Much of the current pessimism is caused by the strength of the yen, currently standing at 135.96 against the pound, which is undermining the profit performance of much of Japanese industry.

The falling stock market, however, threatens to set off a full-blown banking crisis as the large equity holdings of banks lose their value. The banks are already seriously weakened by huge bad debts from the 1980s. Their shareholdings are counted towards the banks' capital adequacy, but analysts calculate that if the Nikkei falls below 14,000 the capital of many banks will fall below the agreed international limits for capital.

As share prices fall, the banks and other institutions will be forced to sell more of their holdings, depressing prices and weakening banks still further.

The official response would be to support the banking system, but there is already strong popular opposition to the idea of public money being squandered on bailing out banks. This found graphic expression in April, when Yukio Aoshima, a TV comedian and writer of sentimental novels, beat professional politicians and former bureaucrats to be elected governor of Tokyo. His only clear policy was to withdraw city money from two high- profile bureaucratic spending projects, including a scheme to bail out a pair of bankrupt and scandal-ridden credit unions.

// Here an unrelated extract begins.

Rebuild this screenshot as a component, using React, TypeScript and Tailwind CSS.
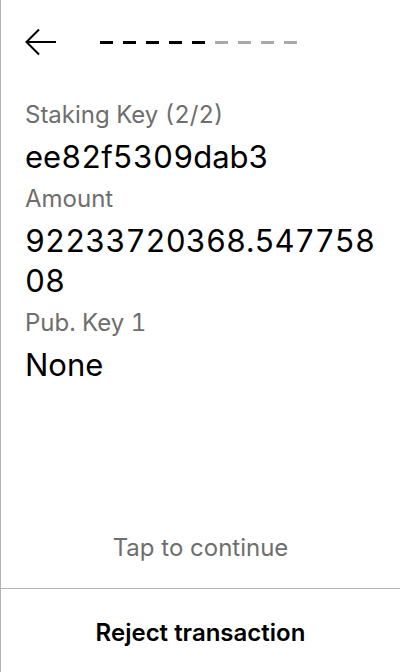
import React from "react";

// One field of the review screen: small grey label, big value below
interface Field {
  label: string;
  value: string;
}

const fields: Field[] = [
  { label: "Staking Key (2/2)", value: "ee82f5309dab3" },
  { label: "Amount", value: "92233720368.54775808" },
  { label: "Pub. Key 1", value: "None" },
];

const TOTAL_STEPS = 9;
const DONE_STEPS = 5;

function BackArrow() {
  return (
    <svg width="32" height="28" viewBox="0 0 32 28" fill="none">
      <path
        d="M31 14H2M14 1.5L1.5 14L14 26.5"
        stroke="black"
        strokeWidth="2"
      />
    </svg>
  );
}

export default function App() {
  return (
    <div
      className="flex h-[672px] w-[400px] flex-col border-l border-[#b3b3b3] bg-white text-black"
      style={{ fontFamily: "Inter, 'Noto Sans', sans-serif" }}
    >
      {/* header: back + step progress */}
      <div className="flex h-[84px] shrink-0 items-center pl-6">
        <BackArrow />
        <div className="ml-[43px] flex gap-[10px]">
          {Array.from({ length: TOTAL_STEPS }).map((_, i) => (
            <span
              key={i}
              className={
                i < DONE_STEPS
                  ? "h-[3px] w-[13px] bg-black"
                  : "h-[3px] w-[13px] bg-[#a9a9a9]"
              }
            />
          ))}
        </div>
      </div>

      <div className="mt-[17px] flex flex-1 flex-col gap-2 px-6">
        {fields.map((f) => (
          <React.Fragment key={f.label}>
            <p className="text-[24px] leading-[28px] text-[#6e6e6e] tabular-nums">
              {f.label}
            </p>
            <p className="break-all text-[31px] leading-[40px] tabular-nums">
              {f.value}
            </p>
          </React.Fragment>
        ))}
      </div>

      <div className="flex h-[84px] shrink-0 items-center justify-center pt-1 text-[24px] text-[#6e6e6e]">
        Tap to continue
      </div>
      <div className="flex h-[84px] shrink-0 items-center justify-center border-t border-[#b3b3b3] pt-1 text-[24px] font-semibold">
        Reject transaction
      </div>
    </div>
  );
}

There are strong indications that the public is disillusioned with government policy which, since 1992, has diverted public money such as post office savings accounts into its Price Keeping Operation to support the financial markets.

Pessimism is heightened by Japan's underlying economic weakness. Prices are falling and unemployment has risen to nearly 3 per cent, which is very high for the country. Despite earlier forecasts of improving company profits this year, industry is seeing profits slide for the third year running. For the first time in 70 years, the Japanese gross domestic product is likely to have fallen over the last three months.